*Brief*:
Select all lines with the string "index" in them, and copy those lines.

*Material provided*:
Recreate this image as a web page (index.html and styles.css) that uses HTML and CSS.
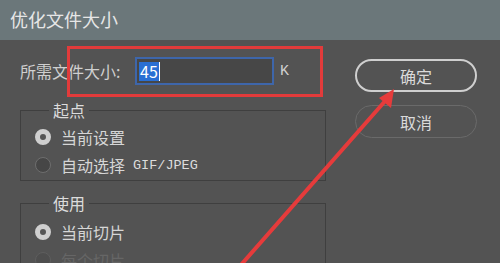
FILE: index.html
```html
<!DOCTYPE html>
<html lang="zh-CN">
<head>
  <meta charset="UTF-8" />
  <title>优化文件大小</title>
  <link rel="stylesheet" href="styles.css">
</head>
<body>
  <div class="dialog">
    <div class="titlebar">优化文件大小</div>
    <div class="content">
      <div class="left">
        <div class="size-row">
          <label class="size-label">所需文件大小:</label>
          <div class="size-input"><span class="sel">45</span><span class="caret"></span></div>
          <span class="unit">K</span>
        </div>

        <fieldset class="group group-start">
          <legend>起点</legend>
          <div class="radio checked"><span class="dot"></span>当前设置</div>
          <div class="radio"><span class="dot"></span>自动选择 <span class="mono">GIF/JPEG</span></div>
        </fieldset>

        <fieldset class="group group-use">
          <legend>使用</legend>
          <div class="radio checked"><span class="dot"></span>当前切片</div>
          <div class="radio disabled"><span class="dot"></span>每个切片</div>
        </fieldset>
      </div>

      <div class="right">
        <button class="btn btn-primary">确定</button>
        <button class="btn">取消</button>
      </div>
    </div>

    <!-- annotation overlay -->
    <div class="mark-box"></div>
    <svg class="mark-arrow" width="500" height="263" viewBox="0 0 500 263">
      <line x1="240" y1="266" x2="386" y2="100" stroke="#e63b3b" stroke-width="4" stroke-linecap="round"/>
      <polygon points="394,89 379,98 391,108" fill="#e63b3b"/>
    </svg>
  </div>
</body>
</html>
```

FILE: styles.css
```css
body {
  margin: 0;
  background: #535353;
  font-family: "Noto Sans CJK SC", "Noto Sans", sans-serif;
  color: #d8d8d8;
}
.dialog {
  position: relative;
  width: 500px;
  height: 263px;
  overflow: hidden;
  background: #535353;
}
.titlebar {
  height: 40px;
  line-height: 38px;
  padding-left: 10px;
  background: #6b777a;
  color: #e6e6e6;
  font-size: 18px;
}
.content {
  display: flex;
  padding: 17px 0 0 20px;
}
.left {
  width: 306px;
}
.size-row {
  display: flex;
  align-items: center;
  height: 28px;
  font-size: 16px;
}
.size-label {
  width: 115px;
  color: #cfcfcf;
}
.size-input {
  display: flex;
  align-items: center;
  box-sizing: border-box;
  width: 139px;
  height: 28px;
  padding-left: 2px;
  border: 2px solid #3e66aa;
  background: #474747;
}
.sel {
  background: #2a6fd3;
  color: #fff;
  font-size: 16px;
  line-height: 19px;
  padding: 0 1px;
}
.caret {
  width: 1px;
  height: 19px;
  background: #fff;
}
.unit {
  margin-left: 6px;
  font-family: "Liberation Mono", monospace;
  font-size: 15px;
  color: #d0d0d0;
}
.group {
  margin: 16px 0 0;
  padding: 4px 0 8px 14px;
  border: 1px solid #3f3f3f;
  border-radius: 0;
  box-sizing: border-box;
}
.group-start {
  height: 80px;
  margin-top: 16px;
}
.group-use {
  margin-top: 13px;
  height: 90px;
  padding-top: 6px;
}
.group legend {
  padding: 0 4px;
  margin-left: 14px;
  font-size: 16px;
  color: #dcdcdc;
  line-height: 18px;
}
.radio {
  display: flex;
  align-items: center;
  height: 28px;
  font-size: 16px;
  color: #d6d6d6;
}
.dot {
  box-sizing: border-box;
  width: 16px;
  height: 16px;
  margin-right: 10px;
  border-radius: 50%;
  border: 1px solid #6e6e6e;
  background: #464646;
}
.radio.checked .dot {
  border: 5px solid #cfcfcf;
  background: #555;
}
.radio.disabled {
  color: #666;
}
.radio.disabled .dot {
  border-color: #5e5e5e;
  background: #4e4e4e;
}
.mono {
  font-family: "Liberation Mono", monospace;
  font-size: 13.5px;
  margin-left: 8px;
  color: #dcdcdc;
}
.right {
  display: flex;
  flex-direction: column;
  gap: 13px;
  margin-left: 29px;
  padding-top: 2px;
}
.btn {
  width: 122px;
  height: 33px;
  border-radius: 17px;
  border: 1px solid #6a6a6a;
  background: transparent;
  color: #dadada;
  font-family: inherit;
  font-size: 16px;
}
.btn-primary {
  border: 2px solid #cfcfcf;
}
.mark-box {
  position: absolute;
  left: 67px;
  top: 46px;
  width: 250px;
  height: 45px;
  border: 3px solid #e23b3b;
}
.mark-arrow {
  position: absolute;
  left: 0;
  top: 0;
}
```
---
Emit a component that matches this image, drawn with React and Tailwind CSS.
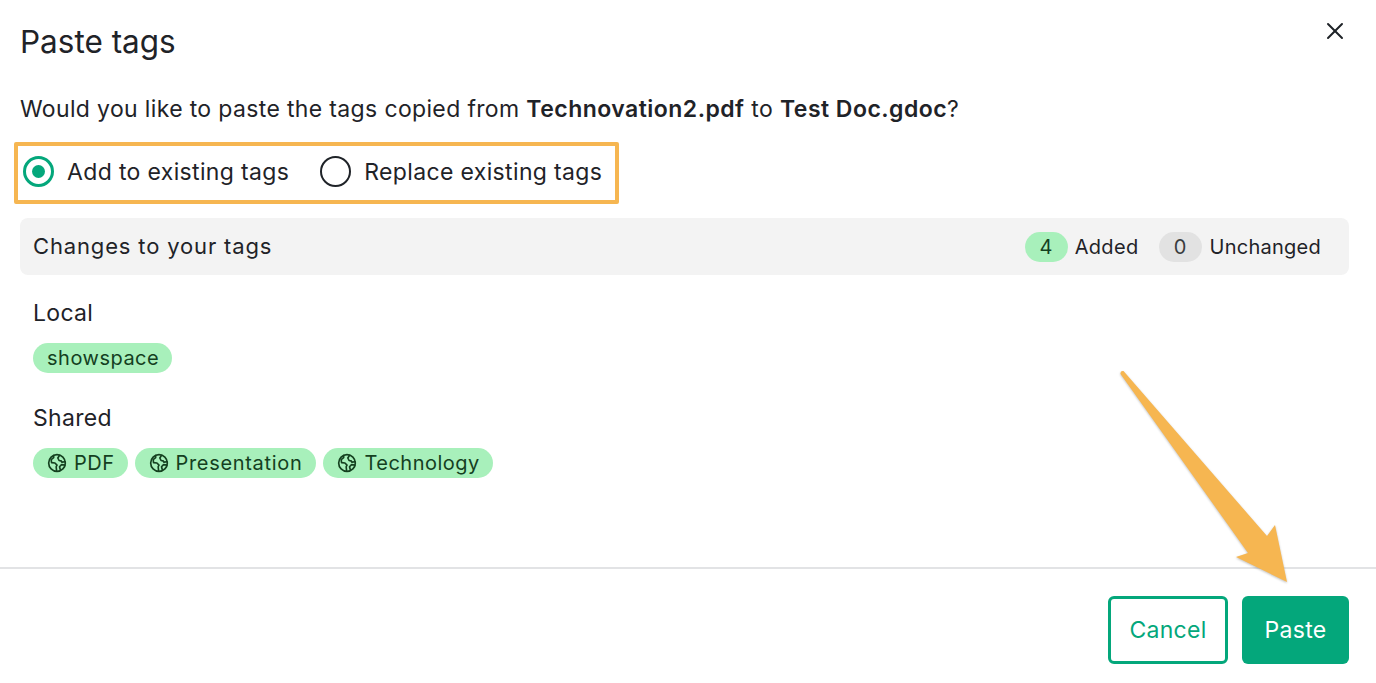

*Written reply*:
Recreate this image as a web page (index.html and styles.css) that uses HTML and CSS.
FILE: index.html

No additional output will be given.